Y así, en estas intensas páginas, se van encadenando los fragmentos, muestra de esa rama fecunda de la literatura que se ha ido decantando por lo breve, porque acaso, como señaló Canetti, abarcar una totalidad de la vida sólo sea ya posible en lo fragmentario.
Acabado el libro, el lector levanta la cabeza, alivia la tensión con un suspiro hondo: tiene la seguridad de hallarse, recordando a Antonio Machado, ante una voz y no un eco; ante una escritura más que desnuda, desgarrada, que no incurre en el fácil recurso del patetismo, que ahonda sin concesiones en el dolor, que patentiza la desnudez de las víctimas, siempre inermes ante el verdugo. Sin duda, Ana Vega estará de acuerdo con Susan Sontag en que el escritor es el sufridor ejemplar: como ser humano, sufre; como escritor, transforma su sufrimiento en arte.
En suma, lenguaje tensado hacia la exactitud (así definía la poesía Paul Valèry), acerado y sin fisuras, que golpea muy adentro: aquí el lector no se puede escapar por la gatera; no la hay. Está también él solo ante el horror: Mírate al espejo. ¿Qué ves reflejado? ¿Qué hubieras hecho tú, caso de haber sido un guardián del campo? "Creamos monstruos y luego los ejecutamos. También hipocresía interna del inocente. Todos llevamos las manos manchadas de sangre". Lector consternado. Silencio. La escritura: ¿catarsis? Cómo dudarlo siquiera: las palabras no son inocentes, tienen conciencia. Y la literatura supone una forma de estar en la vida, de verla y de transmitirla desde la perspectiva de quien escribe. Y por qué escribir.

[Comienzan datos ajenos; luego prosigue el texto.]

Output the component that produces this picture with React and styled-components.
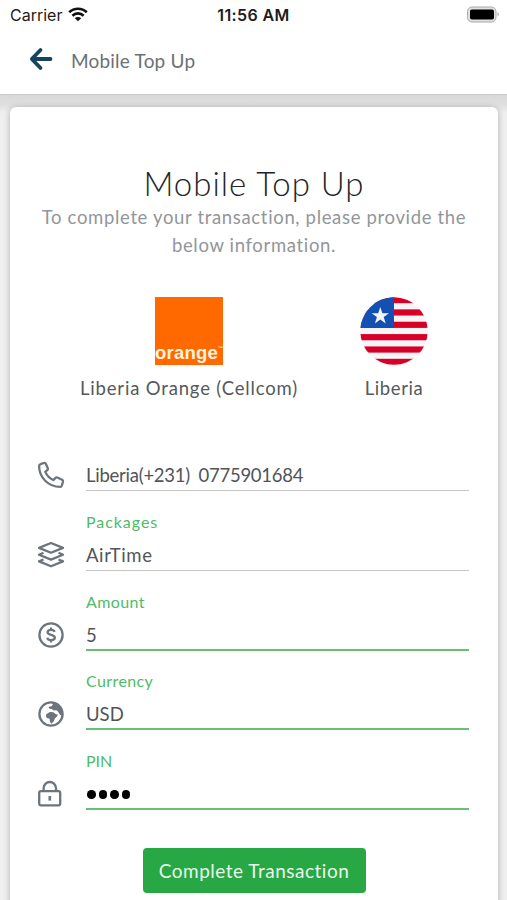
import React from "react";
import styled, { createGlobalStyle } from "styled-components";

const fields = [
  {
    icon: "phone",
    value: "Liberia(+231) 0775901684",
    spacing: -0.25,
    wordSpacing: 4,
  },
  {
    icon: "layers",
    label: "Packages",
    labelSpacing: 0.95,
    value: "AirTime",
    spacing: 0.6,
  },
  { icon: "dollar", label: "Amount", value: "5", active: true },
  { icon: "globe", label: "Currency", value: "USD", active: true },
  {
    icon: "lock",
    label: "PIN",
    labelSpacing: 0,
    value: "1234",
    active: true,
    secret: true,
  },
];

const FieldIcon = ({ name }) => (
  <Icon viewBox="0 0 28 28">
    {name === "phone" && (
      <path d="M3.600 3.200 6.800 2c.9-.3 1.600 0 2 .8l2 4.400c.3.7.2 1.300-.4 1.800L8.300 10.900c1.700 3.900 4.300 6.500 8.200 8.200l1.900-2.200c.5-.6 1.100-.7 1.800-.4l4.900 2.200c.8.4 1.100 1.100.9 1.900l-1.200 4c-.3.9-.9 1.300-1.700 1.300C11.300 25.900 2.100 16.500 2.100 5.100c0-.9.6-1.600 1.500-1.900z" />
    )}
    {name === "layers" && (
      <>
        <path d="M14 2 26 6.900 14 11.800 2 6.900z" />
        <path d="M6.500 11.800 2 13.700l12 4.900 12-4.900-4.500-1.900" />
        <path d="M6.500 18.500 2 20.400l12 4.900 12-4.900-4.500-1.900" />
      </>
    )}
    {name === "dollar" && (
      <>
        <circle cx="14" cy="14" r="11.600" />
        <path d="M17.600 10.900c-.4-1.300-1.800-2-3.500-2-2 0-3.500.9-3.500 2.400 0 3.500 7.200 1.600 7.200 5.200 0 1.600-1.600 2.600-3.700 2.600-2 0-3.500-.9-3.900-2.400M14 6.600v2.400M14 19v2.400" />
      </>
    )}
    {name === "globe" && (
      <>
        <circle cx="14" cy="14" r="11.600" />
        <path
          className="solid"
          d="M14.500 2.500c4.800 0 9.500 3 11 8.500l-.4 4.500-2-.5-1.900-3.200-1.700-1.600-2.800.3-1.500-1.300-3.200-.6-.3-1.500 3.200-1.100.9-1.400zM9.200 14.300l3.600-2.400 3.600.3 2.600 2 1.800.2-.8 2.200-2.200 1.800-.8 2.700-2.500 2.700-1.500-1.900-.4-3.200-2.700-.6-1-1.800z"
        />
      </>
    )}
    {name === "lock" && (
      <>
        <rect x="2.200" y="11.200" width="21" height="14.200" rx="1.800" />
        <path d="M6.600 11V8.200a6.200 6.200 0 0 1 12.400 0V11" />
        <path d="M12.800 16v4.600" strokeWidth="2.600" />
      </>
    )}
  </Icon>
);

const Field = ({
  icon,
  label,
  labelSpacing,
  value,
  active,
  secret,
  spacing,
  wordSpacing,
}) => (
  <FieldRow>
    <FieldIcon name={icon} />
    <FieldBody $active={active}>
      {label && <Label $spacing={labelSpacing}>{label}</Label>}
      {secret ? (
        <Dots>
          {value.split("").map((char, index) => (
            <Dot key={index} />
          ))}
        </Dots>
      ) : (
        <Value $active={active} $spacing={spacing} $wordSpacing={wordSpacing}>
          {value}
        </Value>
      )}
    </FieldBody>
  </FieldRow>
);

const App = () => (
  <>
    <GlobalStyle />
    <Screen>
      <StatusBar>
        <Carrier>
          Carrier
          <svg width="20" height="15" viewBox="0 0 20 15">
            <path
              d="M1.200 5.300a12.600 12.600 0 0 1 17.600 0M4.400 8.700a8 8 0 0 1 11.200 0"
              fill="none"
              stroke="#111"
              strokeWidth="2.600"
            />
            <path d="M6.800 11.200a4.600 4.600 0 0 1 6.400 0L10 14.300z" fill="#111" />
          </svg>
        </Carrier>
        <Time>11:56 AM</Time>
        <BatteryWrapper>
          <svg width="34" height="18" viewBox="0 0 34 18">
            <rect x="1.500" y="1" width="28.500" height="15" rx="4.500" fill="#e0e0e0" stroke="#a9a9a9" />
            <rect x="4" y="3.500" width="24" height="10" rx="1.800" />
            <path d="M31.500 6.200c1.800.6 1.800 3.600 0 4.200z" fill="#aaa" />
          </svg>
        </BatteryWrapper>
      </StatusBar>
      <Header>
        <svg width="24" height="24" viewBox="0 0 24 24">
          <path
            d="M11.500 3 2.800 12l8.700 9M3.500 12h18"
            fill="none"
            stroke="#154360"
            strokeWidth="3.800"
            strokeLinecap="round"
            strokeLinejoin="round"
          />
        </svg>
        <HeaderTitle>Mobile Top Up</HeaderTitle>
      </Header>
      <Content>
        <Card>
          <Title>Mobile Top Up</Title>
          <Subtitle>
            To complete your transaction, please provide the
            <br />
            below information.
          </Subtitle>
          <Providers>
            <Provider $width={238}>
              <OrangeLogo>
                <OrangeText>
                  orange<Mark>™</Mark>
                </OrangeText>
              </OrangeLogo>
              <ProviderName $spacing={0.83}>Liberia Orange (Cellcom)</ProviderName>
            </Provider>
            <Provider $width={172}>
              <Flag />
              <ProviderName $spacing={0.6}>Liberia</ProviderName>
            </Provider>
          </Providers>
          <Form>
            {fields.map((field) => (
              <Field key={field.icon} {...field} />
            ))}
          </Form>
          <Button>Complete Transaction</Button>
        </Card>
      </Content>
    </Screen>
  </>
);

const Flag = () => (
  <svg width="68" height="68" viewBox="0 0 68 68">
    <clipPath id="round">
      <circle cx="34" cy="34" r="33.700" />
    </clipPath>
    <g clipPath="url(#round)">
      <rect width="68" height="68" fill="#f5f4f6" />
      {[0, 1, 2, 3, 4, 5].map((stripe) => (
        <rect key={stripe} y={stripe * 12.36} width="68" height="6.180" fill="#d80027" />
      ))}
      <rect width="34" height="31" fill="#1450b3" />
      <path
        d="m20.300 10 2.100 6.200h6.600l-5.300 3.900 2 6.300-5.400-3.900-5.400 3.900 2-6.300-5.300-3.900h6.600z"
        fill="#f5f4f6"
      />
    </g>
  </svg>
);

export default App;

const GlobalStyle = createGlobalStyle`
  * {
    box-sizing: border-box;
  }
  body {
    margin: 0;
    overflow: hidden;
    font-family: Lato, "Liberation Sans", sans-serif;
    font-weight: 400;
    background-color: #fff;
  }
  svg {
    display: block;
    flex-shrink: 0;
  }
`;

const Screen = styled.div`
  width: 507px;
  height: 900px;
  display: flex;
  flex-direction: column;
  overflow: hidden;
`;

const StatusBar = styled.div`
  height: 30px;
  flex-shrink: 0;
  display: grid;
  grid-template-columns: 1fr auto 1fr;
  align-items: center;
  padding: 0 7px 1px 10px;
  font-family: Inter, sans-serif;
  font-size: 16px;
  color: #1c1c1c;
`;

const Carrier = styled.div`
  display: flex;
  align-items: center;
  gap: 6px;
`;

const Time = styled.div`
  margin-left: -3px;
  font-weight: 600;
  letter-spacing: 0.4px;
`;

const BatteryWrapper = styled.div`
  display: flex;
  justify-content: flex-end;
`;

const Header = styled.div`
  height: 65px;
  flex-shrink: 0;
  display: flex;
  align-items: center;
  padding: 0 0 6px 29px;
  gap: 18px;
  border-bottom: 1px solid #c9c9c9;
`;

const HeaderTitle = styled.div`
  padding-top: 3px;
  font-size: 19px;
  letter-spacing: 0.2px;
  color: #6c7072;
`;

const Content = styled.div`
  flex: 1;
  min-height: 0;
  padding: 12px 9px 0 10px;
  background: linear-gradient(#d9d9d9, #dedede 9px, #efefef 18px);
`;

const Card = styled.div`
  height: 830px;
  display: flex;
  flex-direction: column;
  align-items: center;
  padding-top: 56px;
  border-radius: 6px;
  background-color: #fff;
  box-shadow: 0 1px 6px rgba(0, 0, 0, 0.28);
`;

const Title = styled.h1`
  margin: 0;
  font-size: 33px;
  line-height: 40px;
  font-weight: 300;
  letter-spacing: 1px;
  color: #212529;
`;

const Subtitle = styled.p`
  margin: 0;
  font-size: 18.5px;
  line-height: 28px;
  letter-spacing: 0.66px;
  text-align: center;
  color: #92969a;
`;

const Providers = styled.div`
  display: flex;
  align-self: stretch;
  padding-left: 60px;
  margin-top: 38px;
`;

const Provider = styled.div`
  width: ${({ $width }) => $width}px;
  display: flex;
  flex-direction: column;
  align-items: center;
`;

const ProviderName = styled.div`
  margin-top: 9px;
  font-size: 18.5px;
  line-height: 28px;
  letter-spacing: ${({ $spacing }) => $spacing}px;
  white-space: nowrap;
  color: #55595d;
`;

const OrangeLogo = styled.div`
  width: 68px;
  height: 68px;
  display: flex;
  align-items: flex-end;
  background-color: #ff6900;
`;

const OrangeText = styled.div`
  display: flex;
  font-family: "Liberation Sans", sans-serif;
  font-size: 18.5px;
  line-height: 24px;
  font-weight: 700;
  letter-spacing: 0.2px;
  color: #fff4dc;
`;

const Mark = styled.span`
  font-size: 5px;
  line-height: 15px;
`;

const Form = styled.div`
  align-self: stretch;
  margin-top: 33px;
  padding: 0 29px 0 27px;
`;

const FieldRow = styled.div`
  height: 80px;
  display: flex;
  align-items: flex-end;
  gap: 21px;

  &:first-child {
    height: 56px;
  }
  &:nth-child(4) {
    height: 79px;
  }
`;

const Icon = styled.svg`
  width: 28px;
  height: 28px;
  margin-bottom: 2px;
  fill: none;
  stroke: #6c757d;
  stroke-width: 2.300;
  stroke-linejoin: round;

  .solid {
    fill: #6c757d;
    stroke: none;
  }
`;

const FieldBody = styled.div`
  flex: 1;
  border-bottom: ${({ $active }) =>
    $active ? "2px solid #6abf77" : "1px solid #c6c6c6"};
`;

const Label = styled.div`
  font-size: 16px;
  line-height: 20px;
  letter-spacing: ${({ $spacing = 0.4 }) => $spacing}px;
  color: #50bb67;
`;

const Value = styled.div`
  height: ${({ $active }) => ($active ? 37 : 38)}px;
  padding-top: 9px;
  font-size: 18.5px;
  line-height: 28px;
  letter-spacing: ${({ $spacing = 0 }) => $spacing}px;
  word-spacing: ${({ $wordSpacing = 0 }) => $wordSpacing}px;
  color: #515559;
`;

const Dots = styled.div`
  height: 37px;
  display: flex;
  align-items: center;
  gap: 3px;
  padding: 10px 0 0 1px;
`;

const Dot = styled.span`
  width: 8.500px;
  height: 8.500px;
  border-radius: 50%;
  background-color: #000;
`;

const Button = styled.button`
  width: 223px;
  height: 45px;
  flex-shrink: 0;
  margin-top: 38px;
  padding: 0;
  border: none;
  border-radius: 4px;
  background-color: #28a745;
  color: #e9f7ec;
  font-family: inherit;
  font-size: 19px;
  letter-spacing: 0.5px;
`;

Cuando a Robert Walser, internado en el manicomio de Herisau, un amigo le preguntó si escribía, el paseante maestro de lo breve le respondió lapidario: "No estoy aquí para escribir, sino para enloquecer". Tal vez por el convencimiento de que este desquiciado mundo que habitamos sea un extenso frenopático vallado, algunos escriben: para no enloquecer ante tanto sinsentido, ante tanto sufrimiento y dolor, sobrecogidos al enfrentarse al corazón de las tinieblas: "¡El horror! ¡El horror!".